7.4 Consumers/customers are requested to report obvious transport damage to the carrier and to inform us; failure to do so does not affect statutory rights.


8. Liability

8.1 We are liable without limitation in cases of intent or gross negligence, for culpable injury to life, body or health, in the event of an assumed guarantee, and in cases of mandatory statutory liability (e.g., under the Product Liability Act).

8.2 In cases of slightly negligent breach of essential contractual obligations, our liability is limited to the typically foreseeable damage. Essential obligations are obligations whose fulfilment is a prerequisite for the proper performance of the contract and on which the customer may regularly rely.

8.3 Otherwise, liability is excluded.

8.4 The above liability rules also apply in favour of our legal representatives and vicarious agents.


9. Promotional Vouchers (Discount/Promo Codes)

9.1 Promotional vouchers issued free of charge as part of marketing campaigns may only be redeemed in the online shop, within the stated validity period and subject to the respective voucher conditions.

9.2 Unless expressly stated otherwise, promotional vouchers are intended for Consumers only.

9.3 Redemption must take place during checkout; subsequent crediting is excluded.

9.4 The order value must be at least equal to the voucher value; any remaining balance is not paid out.

9.5 In the event of (partial) returns following withdrawal or voluntary return, a promotional voucher is not paid out; where the voucher is subject to conditions (e.g., minimum order value), the granted discount may be adjusted accordingly.

9.6 No cash payout and no interest.
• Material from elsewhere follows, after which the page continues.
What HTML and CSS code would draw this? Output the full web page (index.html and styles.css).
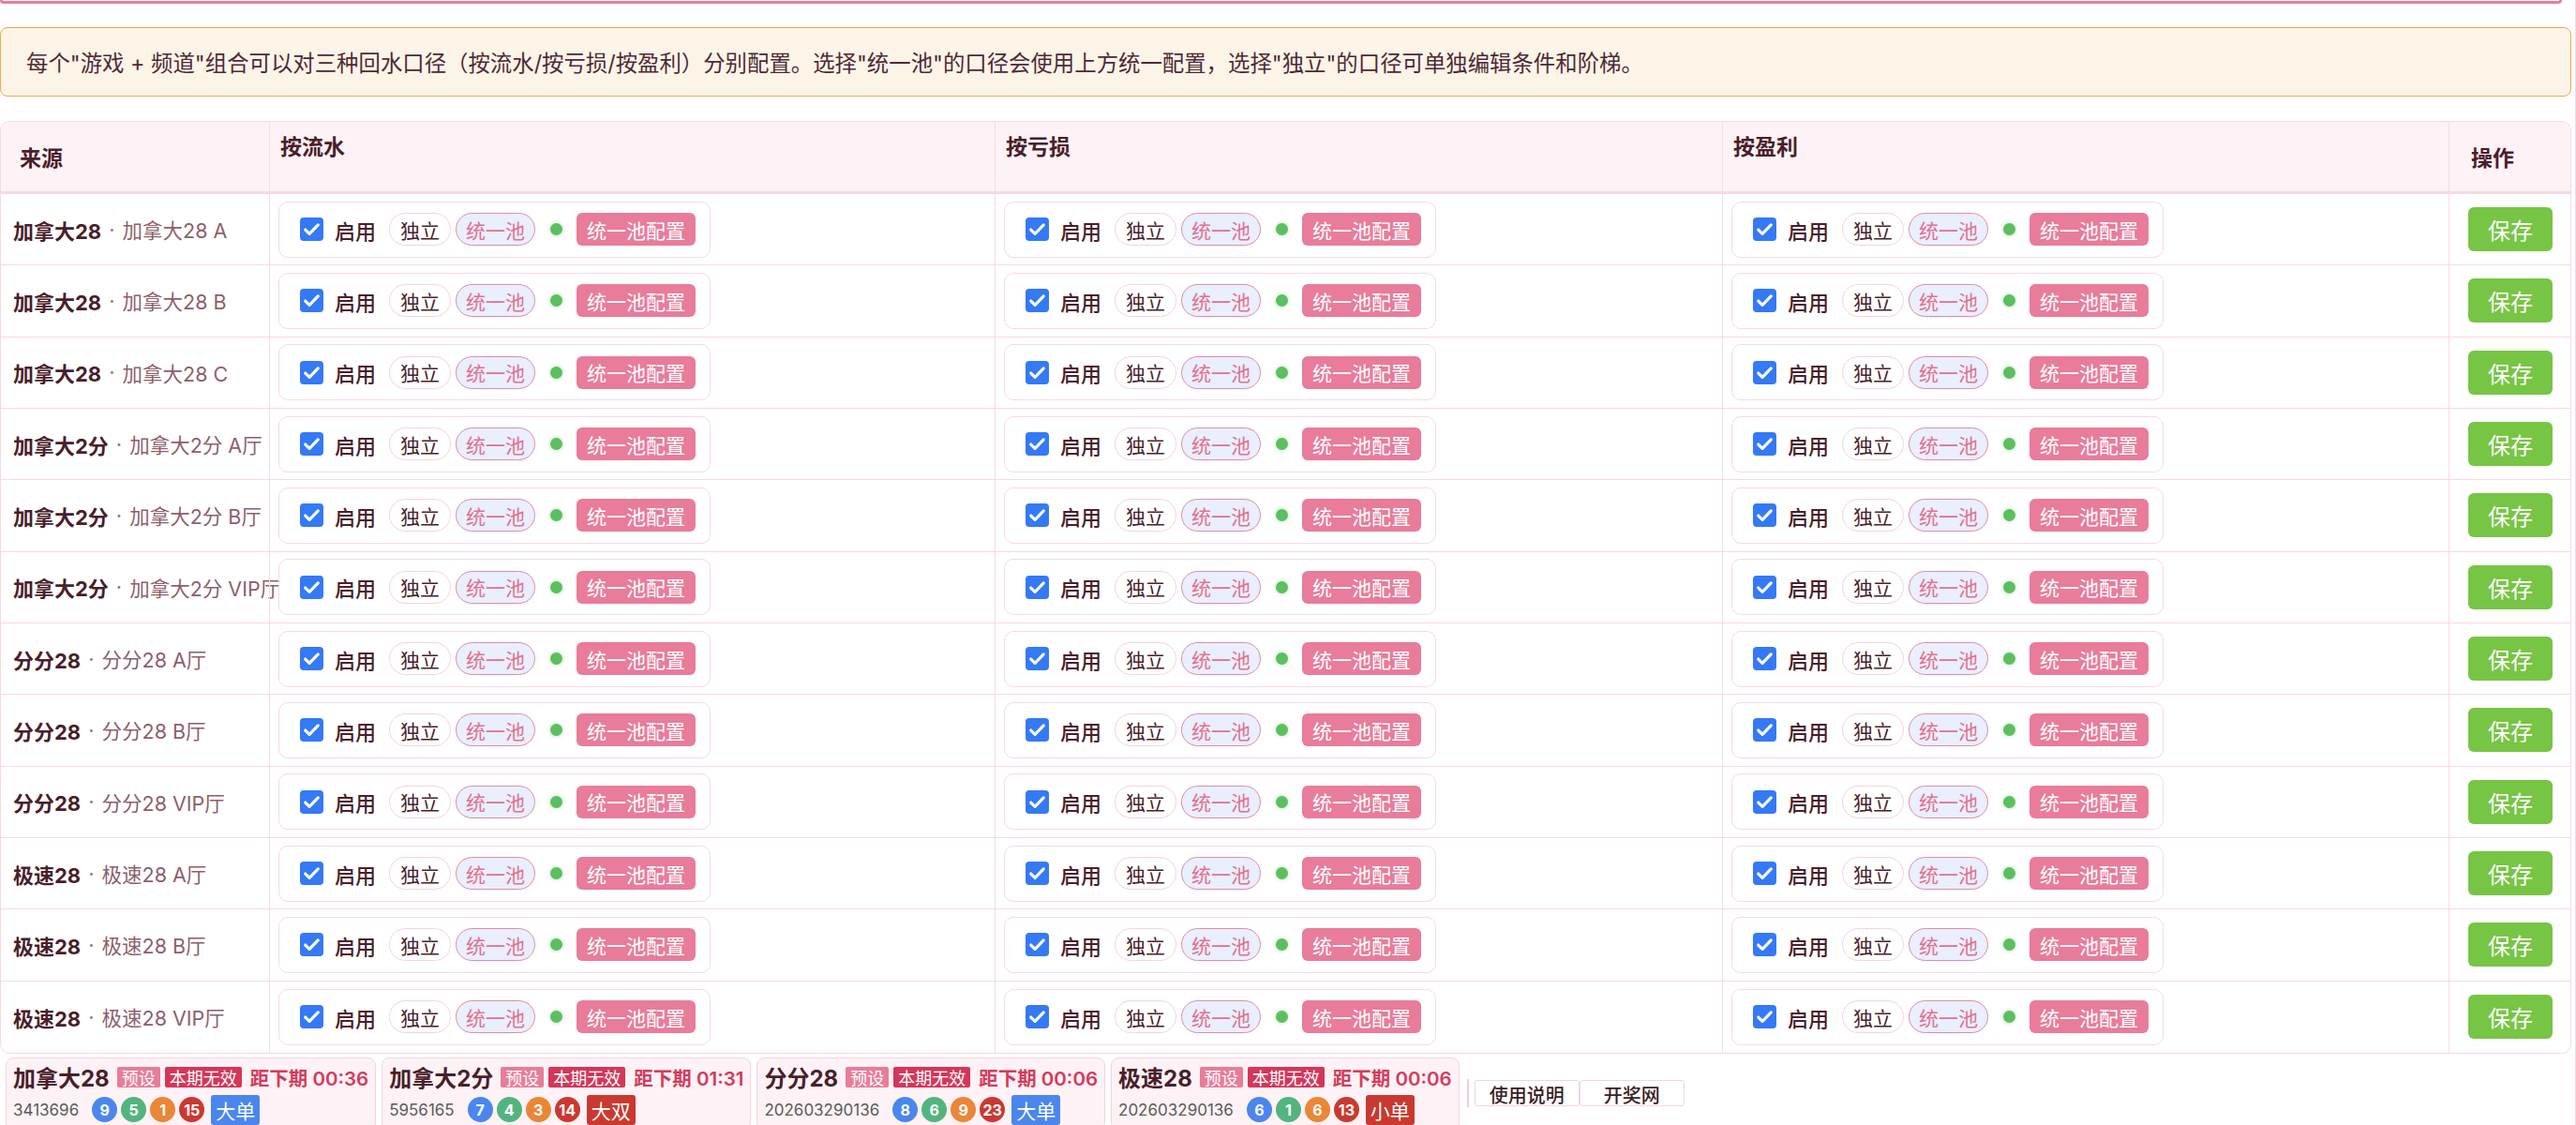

If vouchers are personalised, they are non-transferable; we may verify entitlement.


10. Gift Vouchers

10.1 Gift vouchers purchased for consideration may be redeemed in our online shop unless otherwise stated on the voucher.

10.2 Gift vouchers and remaining balances can be redeemed until the end of the third calendar year following the year of purchase.

10.3 Redemption is only possible during checkout before completion of the order; subsequent set-off/crediting is excluded.

10.4 Gift vouchers may only be used to purchase goods, not additional gift vouchers.

10.5 If the voucher balance is insufficient, the difference can be paid using an offered payment method. No cash payout and no interest.

10.6 Gift vouchers are generally transferable; we may discharge our obligation with releasing effect to the respective holder who redeems the voucher, unless we are aware (or grossly negligently unaware) of a lack of entitlement.


11. Governing Law

11.1 German law applies, excluding the UN Convention on Contracts for the International Sale of Goods (CISG).

11.2 For Consumers within the EU, this choice of law applies only insofar as mandatory consumer protection provisions of the state of habitual residence are not overridden.

11.3 For customers in the United States, this choice of law applies to the fullest extent permitted by applicable law. Nothing in these T&C shall limit or exclude any mandatory consumer protection rights that may apply under the laws of the customer's state of residence, including but not limited to the laws of the State of California.


12. Jurisdiction

12.1 If the customer is a merchant, a legal entity under public law or a special fund under public law, the exclusive place of jurisdiction is our registered office. We are also entitled to bring proceedings at the customer's place of business.

12.2 For US customers: Any disputes arising from or in connection with these T&C or any order shall be subject to the jurisdiction of the competent courts at the Seller's registered office in Germany, to the extent permitted by applicable law.


13. Alternative Dispute Resolution (Consumers)

13.1 EU Consumers: We are neither obliged nor willing to participate in dispute resolution proceedings before a consumer arbitration board.